JOB
All of the material below is to be restated word for word, apart from the pictures.
# MATERIAL start
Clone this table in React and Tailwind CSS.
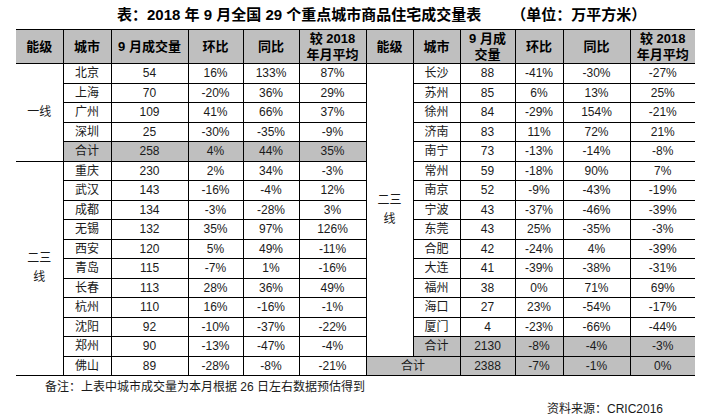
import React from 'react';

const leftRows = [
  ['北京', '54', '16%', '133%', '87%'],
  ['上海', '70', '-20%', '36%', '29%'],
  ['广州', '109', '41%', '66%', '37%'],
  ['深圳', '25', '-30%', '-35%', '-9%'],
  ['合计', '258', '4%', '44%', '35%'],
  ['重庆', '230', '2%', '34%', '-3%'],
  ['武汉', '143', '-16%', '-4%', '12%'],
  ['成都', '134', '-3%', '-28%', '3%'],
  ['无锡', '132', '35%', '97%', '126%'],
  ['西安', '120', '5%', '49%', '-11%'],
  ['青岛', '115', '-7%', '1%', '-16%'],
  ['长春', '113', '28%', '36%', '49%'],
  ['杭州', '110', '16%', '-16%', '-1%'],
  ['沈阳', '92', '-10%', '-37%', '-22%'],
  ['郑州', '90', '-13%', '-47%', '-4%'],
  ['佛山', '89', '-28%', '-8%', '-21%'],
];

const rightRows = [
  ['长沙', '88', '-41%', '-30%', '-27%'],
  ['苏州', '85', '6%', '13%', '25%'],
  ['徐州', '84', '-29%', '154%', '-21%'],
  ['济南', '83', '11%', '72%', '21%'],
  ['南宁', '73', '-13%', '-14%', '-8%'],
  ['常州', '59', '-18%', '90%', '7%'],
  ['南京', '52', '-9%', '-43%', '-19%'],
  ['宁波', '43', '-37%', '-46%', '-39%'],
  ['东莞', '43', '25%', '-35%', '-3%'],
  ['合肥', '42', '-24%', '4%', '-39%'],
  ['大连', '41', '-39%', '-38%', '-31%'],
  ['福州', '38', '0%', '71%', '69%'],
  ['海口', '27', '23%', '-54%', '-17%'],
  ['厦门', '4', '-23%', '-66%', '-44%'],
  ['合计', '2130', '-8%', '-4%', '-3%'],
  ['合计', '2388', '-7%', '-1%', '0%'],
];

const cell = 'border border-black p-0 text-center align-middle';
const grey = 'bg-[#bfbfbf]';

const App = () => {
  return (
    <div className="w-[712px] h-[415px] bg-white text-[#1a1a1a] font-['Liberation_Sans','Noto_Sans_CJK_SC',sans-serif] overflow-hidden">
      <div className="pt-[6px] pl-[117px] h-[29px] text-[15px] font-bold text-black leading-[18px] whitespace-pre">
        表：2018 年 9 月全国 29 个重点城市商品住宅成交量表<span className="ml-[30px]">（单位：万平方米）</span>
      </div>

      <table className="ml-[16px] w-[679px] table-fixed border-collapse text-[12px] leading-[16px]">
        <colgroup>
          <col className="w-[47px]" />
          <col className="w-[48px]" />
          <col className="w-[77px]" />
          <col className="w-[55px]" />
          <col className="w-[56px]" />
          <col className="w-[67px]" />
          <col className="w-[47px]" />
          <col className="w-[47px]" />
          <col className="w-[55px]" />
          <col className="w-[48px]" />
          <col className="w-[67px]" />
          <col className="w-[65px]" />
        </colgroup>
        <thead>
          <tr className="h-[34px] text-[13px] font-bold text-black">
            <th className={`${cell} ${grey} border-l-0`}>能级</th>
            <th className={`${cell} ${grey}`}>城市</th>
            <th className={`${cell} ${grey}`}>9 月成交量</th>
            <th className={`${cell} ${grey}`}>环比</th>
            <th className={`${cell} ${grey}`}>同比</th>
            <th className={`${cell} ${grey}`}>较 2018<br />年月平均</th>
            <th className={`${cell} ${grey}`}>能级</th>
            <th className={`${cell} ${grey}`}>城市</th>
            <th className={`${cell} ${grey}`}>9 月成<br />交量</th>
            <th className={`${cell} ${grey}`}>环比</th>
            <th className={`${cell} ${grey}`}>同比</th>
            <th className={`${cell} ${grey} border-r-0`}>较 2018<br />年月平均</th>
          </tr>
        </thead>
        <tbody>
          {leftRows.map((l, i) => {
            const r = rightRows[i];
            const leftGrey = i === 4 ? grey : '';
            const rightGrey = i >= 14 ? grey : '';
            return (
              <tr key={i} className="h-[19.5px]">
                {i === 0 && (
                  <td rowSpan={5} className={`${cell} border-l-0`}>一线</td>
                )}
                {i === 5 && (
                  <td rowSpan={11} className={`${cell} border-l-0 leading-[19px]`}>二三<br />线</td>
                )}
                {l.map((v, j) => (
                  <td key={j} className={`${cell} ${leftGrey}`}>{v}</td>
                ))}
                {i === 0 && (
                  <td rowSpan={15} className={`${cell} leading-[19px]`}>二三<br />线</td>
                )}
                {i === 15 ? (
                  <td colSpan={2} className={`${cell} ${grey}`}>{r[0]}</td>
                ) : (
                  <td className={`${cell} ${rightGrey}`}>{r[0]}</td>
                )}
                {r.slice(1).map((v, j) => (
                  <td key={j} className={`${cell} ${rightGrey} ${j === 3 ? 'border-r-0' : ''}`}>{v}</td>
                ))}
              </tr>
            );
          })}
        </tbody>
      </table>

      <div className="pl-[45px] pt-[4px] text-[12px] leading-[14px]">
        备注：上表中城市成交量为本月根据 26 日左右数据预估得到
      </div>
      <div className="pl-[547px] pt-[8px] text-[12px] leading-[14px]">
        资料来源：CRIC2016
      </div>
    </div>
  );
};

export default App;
# MATERIAL end
TASK OUTPUT
Clone this table in React and Tailwind CSS.
import React from 'react';

const leftRows = [
  ['北京', '54', '16%', '133%', '87%'],
  ['上海', '70', '-20%', '36%', '29%'],
  ['广州', '109', '41%', '66%', '37%'],
  ['深圳', '25', '-30%', '-35%', '-9%'],
  ['合计', '258', '4%', '44%', '35%'],
  ['重庆', '230', '2%', '34%', '-3%'],
  ['武汉', '143', '-16%', '-4%', '12%'],
  ['成都', '134', '-3%', '-28%', '3%'],
  ['无锡', '132', '35%', '97%', '126%'],
  ['西安', '120', '5%', '49%', '-11%'],
  ['青岛', '115', '-7%', '1%', '-16%'],
  ['长春', '113', '28%', '36%', '49%'],
  ['杭州', '110', '16%', '-16%', '-1%'],
  ['沈阳', '92', '-10%', '-37%', '-22%'],
  ['郑州', '90', '-13%', '-47%', '-4%'],
  ['佛山', '89', '-28%', '-8%', '-21%'],
];

const rightRows = [
  ['长沙', '88', '-41%', '-30%', '-27%'],
  ['苏州', '85', '6%', '13%', '25%'],
  ['徐州', '84', '-29%', '154%', '-21%'],
  ['济南', '83', '11%', '72%', '21%'],
  ['南宁', '73', '-13%', '-14%', '-8%'],
  ['常州', '59', '-18%', '90%', '7%'],
  ['南京', '52', '-9%', '-43%', '-19%'],
  ['宁波', '43', '-37%', '-46%', '-39%'],
  ['东莞', '43', '25%', '-35%', '-3%'],
  ['合肥', '42', '-24%', '4%', '-39%'],
  ['大连', '41', '-39%', '-38%', '-31%'],
  ['福州', '38', '0%', '71%', '69%'],
  ['海口', '27', '23%', '-54%', '-17%'],
  ['厦门', '4', '-23%', '-66%', '-44%'],
  ['合计', '2130', '-8%', '-4%', '-3%'],
  ['合计', '2388', '-7%', '-1%', '0%'],
];

const cell = 'border border-black p-0 text-center align-middle';
const grey = 'bg-[#bfbfbf]';

const App = () => {
  return (
    <div className="w-[712px] h-[415px] bg-white text-[#1a1a1a] font-['Liberation_Sans','Noto_Sans_CJK_SC',sans-serif] overflow-hidden">
      <div className="pt-[6px] pl-[117px] h-[29px] text-[15px] font-bold text-black leading-[18px] whitespace-pre">
        表：2018 年 9 月全国 29 个重点城市商品住宅成交量表<span className="ml-[30px]">（单位：万平方米）</span>
      </div>

      <table className="ml-[16px] w-[679px] table-fixed border-collapse text-[12px] leading-[16px]">
        <colgroup>
          <col className="w-[47px]" />
          <col className="w-[48px]" />
          <col className="w-[77px]" />
          <col className="w-[55px]" />
          <col className="w-[56px]" />
          <col className="w-[67px]" />
          <col className="w-[47px]" />
          <col className="w-[47px]" />
          <col className="w-[55px]" />
          <col className="w-[48px]" />
          <col className="w-[67px]" />
          <col className="w-[65px]" />
        </colgroup>
        <thead>
          <tr className="h-[34px] text-[13px] font-bold text-black">
            <th className={`${cell} ${grey} border-l-0`}>能级</th>
            <th className={`${cell} ${grey}`}>城市</th>
            <th className={`${cell} ${grey}`}>9 月成交量</th>
            <th className={`${cell} ${grey}`}>环比</th>
            <th className={`${cell} ${grey}`}>同比</th>
            <th className={`${cell} ${grey}`}>较 2018<br />年月平均</th>
            <th className={`${cell} ${grey}`}>能级</th>
            <th className={`${cell} ${grey}`}>城市</th>
            <th className={`${cell} ${grey}`}>9 月成<br />交量</th>
            <th className={`${cell} ${grey}`}>环比</th>
            <th className={`${cell} ${grey}`}>同比</th>
            <th className={`${cell} ${grey} border-r-0`}>较 2018<br />年月平均</th>
          </tr>
        </thead>
        <tbody>
          {leftRows.map((l, i) => {
            const r = rightRows[i];
            const leftGrey = i === 4 ? grey : '';
            const rightGrey = i >= 14 ? grey : '';
            return (
              <tr key={i} className="h-[19.5px]">
                {i === 0 && (
                  <td rowSpan={5} className={`${cell} border-l-0`}>一线</td>
                )}
                {i === 5 && (
                  <td rowSpan={11} className={`${cell} border-l-0 leading-[19px]`}>二三<br />线</td>
                )}
                {l.map((v, j) => (
                  <td key={j} className={`${cell} ${leftGrey}`}>{v}</td>
                ))}
                {i === 0 && (
                  <td rowSpan={15} className={`${cell} leading-[19px]`}>二三<br />线</td>
                )}
                {i === 15 ? (
                  <td colSpan={2} className={`${cell} ${grey}`}>{r[0]}</td>
                ) : (
                  <td className={`${cell} ${rightGrey}`}>{r[0]}</td>
                )}
                {r.slice(1).map((v, j) => (
                  <td key={j} className={`${cell} ${rightGrey} ${j === 3 ? 'border-r-0' : ''}`}>{v}</td>
                ))}
              </tr>
            );
          })}
        </tbody>
      </table>

      <div className="pl-[45px] pt-[4px] text-[12px] leading-[14px]">
        备注：上表中城市成交量为本月根据 26 日左右数据预估得到
      </div>
      <div className="pl-[547px] pt-[8px] text-[12px] leading-[14px]">
        资料来源：CRIC2016
      </div>
    </div>
  );
};

export default App;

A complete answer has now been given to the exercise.